* Start *
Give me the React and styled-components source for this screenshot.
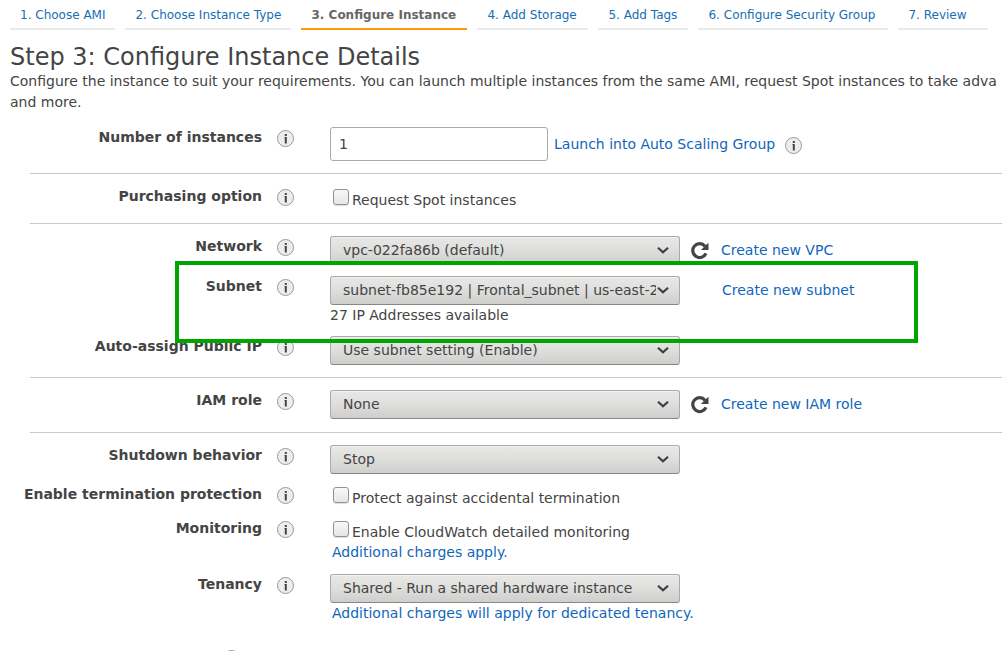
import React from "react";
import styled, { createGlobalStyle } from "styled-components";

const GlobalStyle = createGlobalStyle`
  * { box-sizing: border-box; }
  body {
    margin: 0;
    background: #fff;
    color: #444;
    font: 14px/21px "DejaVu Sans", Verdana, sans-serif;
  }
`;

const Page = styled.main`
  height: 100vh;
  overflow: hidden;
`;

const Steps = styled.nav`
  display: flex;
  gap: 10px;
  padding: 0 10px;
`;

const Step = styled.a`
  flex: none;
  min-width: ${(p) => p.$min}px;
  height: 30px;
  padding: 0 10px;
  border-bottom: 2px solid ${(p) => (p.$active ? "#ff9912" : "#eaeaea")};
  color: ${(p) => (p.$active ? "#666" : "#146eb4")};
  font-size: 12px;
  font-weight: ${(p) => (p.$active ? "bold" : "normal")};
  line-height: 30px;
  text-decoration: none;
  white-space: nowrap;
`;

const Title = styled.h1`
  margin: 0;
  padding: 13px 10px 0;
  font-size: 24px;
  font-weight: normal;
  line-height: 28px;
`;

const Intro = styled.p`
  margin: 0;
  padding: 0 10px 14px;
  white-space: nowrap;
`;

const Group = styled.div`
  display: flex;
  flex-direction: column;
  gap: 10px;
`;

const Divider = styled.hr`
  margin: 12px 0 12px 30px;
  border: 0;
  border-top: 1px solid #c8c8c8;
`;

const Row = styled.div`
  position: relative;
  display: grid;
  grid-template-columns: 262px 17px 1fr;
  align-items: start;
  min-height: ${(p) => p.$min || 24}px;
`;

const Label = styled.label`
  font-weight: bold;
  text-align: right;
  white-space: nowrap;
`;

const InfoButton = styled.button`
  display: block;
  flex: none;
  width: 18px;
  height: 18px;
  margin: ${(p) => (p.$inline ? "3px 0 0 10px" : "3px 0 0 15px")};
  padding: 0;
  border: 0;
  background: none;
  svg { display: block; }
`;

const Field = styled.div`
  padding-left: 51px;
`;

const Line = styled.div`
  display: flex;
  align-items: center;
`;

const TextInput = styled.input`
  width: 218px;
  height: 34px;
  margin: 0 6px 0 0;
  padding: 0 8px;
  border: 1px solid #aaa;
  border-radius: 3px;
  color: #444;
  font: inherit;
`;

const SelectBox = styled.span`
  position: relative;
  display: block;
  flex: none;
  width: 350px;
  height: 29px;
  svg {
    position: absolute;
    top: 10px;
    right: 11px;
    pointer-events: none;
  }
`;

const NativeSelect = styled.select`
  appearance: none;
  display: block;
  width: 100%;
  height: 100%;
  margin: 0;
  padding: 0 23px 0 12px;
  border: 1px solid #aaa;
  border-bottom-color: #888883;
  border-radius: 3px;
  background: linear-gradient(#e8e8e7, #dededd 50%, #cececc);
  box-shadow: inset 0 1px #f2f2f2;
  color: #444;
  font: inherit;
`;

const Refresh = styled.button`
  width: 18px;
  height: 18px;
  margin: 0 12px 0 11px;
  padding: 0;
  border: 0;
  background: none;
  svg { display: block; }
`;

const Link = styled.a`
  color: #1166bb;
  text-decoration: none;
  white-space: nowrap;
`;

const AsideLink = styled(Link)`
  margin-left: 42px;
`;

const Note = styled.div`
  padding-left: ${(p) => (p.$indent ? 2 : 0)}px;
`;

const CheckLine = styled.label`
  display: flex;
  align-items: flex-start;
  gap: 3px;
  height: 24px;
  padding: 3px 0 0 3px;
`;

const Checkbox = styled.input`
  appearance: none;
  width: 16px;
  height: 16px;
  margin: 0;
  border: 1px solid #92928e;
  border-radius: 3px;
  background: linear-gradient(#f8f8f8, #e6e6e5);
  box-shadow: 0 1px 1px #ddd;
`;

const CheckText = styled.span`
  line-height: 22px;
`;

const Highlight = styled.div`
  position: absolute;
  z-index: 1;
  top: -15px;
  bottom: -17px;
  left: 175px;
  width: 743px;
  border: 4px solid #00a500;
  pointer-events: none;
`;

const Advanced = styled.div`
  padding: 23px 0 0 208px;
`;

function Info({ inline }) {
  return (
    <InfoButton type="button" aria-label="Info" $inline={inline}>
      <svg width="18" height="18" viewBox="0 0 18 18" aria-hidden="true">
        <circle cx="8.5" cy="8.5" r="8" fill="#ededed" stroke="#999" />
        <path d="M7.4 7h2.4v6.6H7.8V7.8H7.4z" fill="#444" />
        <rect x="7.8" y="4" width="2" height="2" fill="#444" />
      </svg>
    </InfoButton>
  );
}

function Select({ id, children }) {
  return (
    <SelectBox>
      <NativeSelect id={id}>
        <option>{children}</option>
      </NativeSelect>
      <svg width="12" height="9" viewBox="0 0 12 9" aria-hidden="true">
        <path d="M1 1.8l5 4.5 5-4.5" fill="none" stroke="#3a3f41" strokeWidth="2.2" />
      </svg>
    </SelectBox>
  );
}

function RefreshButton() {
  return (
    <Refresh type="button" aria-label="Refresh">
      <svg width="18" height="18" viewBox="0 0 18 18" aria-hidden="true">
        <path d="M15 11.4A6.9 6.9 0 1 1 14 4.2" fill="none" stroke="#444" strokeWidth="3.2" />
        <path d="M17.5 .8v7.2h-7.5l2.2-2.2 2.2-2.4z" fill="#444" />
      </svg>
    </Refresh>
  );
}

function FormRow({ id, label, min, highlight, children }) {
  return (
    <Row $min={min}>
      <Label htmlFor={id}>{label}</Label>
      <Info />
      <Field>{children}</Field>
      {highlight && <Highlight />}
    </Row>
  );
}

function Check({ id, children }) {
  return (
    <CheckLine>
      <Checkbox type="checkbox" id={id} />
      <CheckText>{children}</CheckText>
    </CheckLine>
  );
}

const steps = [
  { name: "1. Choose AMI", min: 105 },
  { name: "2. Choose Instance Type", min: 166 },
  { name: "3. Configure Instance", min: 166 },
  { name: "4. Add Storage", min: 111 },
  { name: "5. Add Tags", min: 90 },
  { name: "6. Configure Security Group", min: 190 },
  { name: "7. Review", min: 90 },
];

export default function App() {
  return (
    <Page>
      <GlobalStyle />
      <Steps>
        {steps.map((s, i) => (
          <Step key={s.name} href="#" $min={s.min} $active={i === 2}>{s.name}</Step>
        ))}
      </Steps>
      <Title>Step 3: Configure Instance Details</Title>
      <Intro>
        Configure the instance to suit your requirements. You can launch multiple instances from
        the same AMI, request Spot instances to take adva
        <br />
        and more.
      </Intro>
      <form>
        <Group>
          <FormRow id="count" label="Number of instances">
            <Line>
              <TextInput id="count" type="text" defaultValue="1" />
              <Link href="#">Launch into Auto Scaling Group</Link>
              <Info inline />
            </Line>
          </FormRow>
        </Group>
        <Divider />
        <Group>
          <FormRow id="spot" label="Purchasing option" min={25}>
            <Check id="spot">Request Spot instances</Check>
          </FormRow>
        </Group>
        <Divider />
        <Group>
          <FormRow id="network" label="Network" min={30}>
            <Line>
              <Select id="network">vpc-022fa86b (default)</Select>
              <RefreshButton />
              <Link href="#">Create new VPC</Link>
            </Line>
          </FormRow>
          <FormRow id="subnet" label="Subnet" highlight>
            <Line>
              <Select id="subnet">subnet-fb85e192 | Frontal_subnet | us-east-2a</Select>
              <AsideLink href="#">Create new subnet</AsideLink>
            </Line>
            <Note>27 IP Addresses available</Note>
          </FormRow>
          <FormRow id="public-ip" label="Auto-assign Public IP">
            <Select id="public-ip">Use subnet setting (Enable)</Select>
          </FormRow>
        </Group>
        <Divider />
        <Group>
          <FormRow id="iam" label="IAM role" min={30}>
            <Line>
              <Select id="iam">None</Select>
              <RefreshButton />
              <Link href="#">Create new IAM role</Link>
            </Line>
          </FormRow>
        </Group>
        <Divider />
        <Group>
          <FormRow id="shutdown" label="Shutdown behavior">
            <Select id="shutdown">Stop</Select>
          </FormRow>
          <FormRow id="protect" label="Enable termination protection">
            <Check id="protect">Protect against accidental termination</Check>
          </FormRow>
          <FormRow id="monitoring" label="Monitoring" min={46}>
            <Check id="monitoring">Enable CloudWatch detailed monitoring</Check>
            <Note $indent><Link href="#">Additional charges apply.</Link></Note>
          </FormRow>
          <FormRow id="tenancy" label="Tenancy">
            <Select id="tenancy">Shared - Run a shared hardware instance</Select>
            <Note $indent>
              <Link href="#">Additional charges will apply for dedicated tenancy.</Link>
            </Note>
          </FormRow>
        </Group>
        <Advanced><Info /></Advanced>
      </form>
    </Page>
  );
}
* End *
» **What is required**: Search the lines above for the string "components", then show every one that has it.

» **Task solution**:
Give me the React and styled-components source for this screenshot.
import styled, { createGlobalStyle } from "styled-components";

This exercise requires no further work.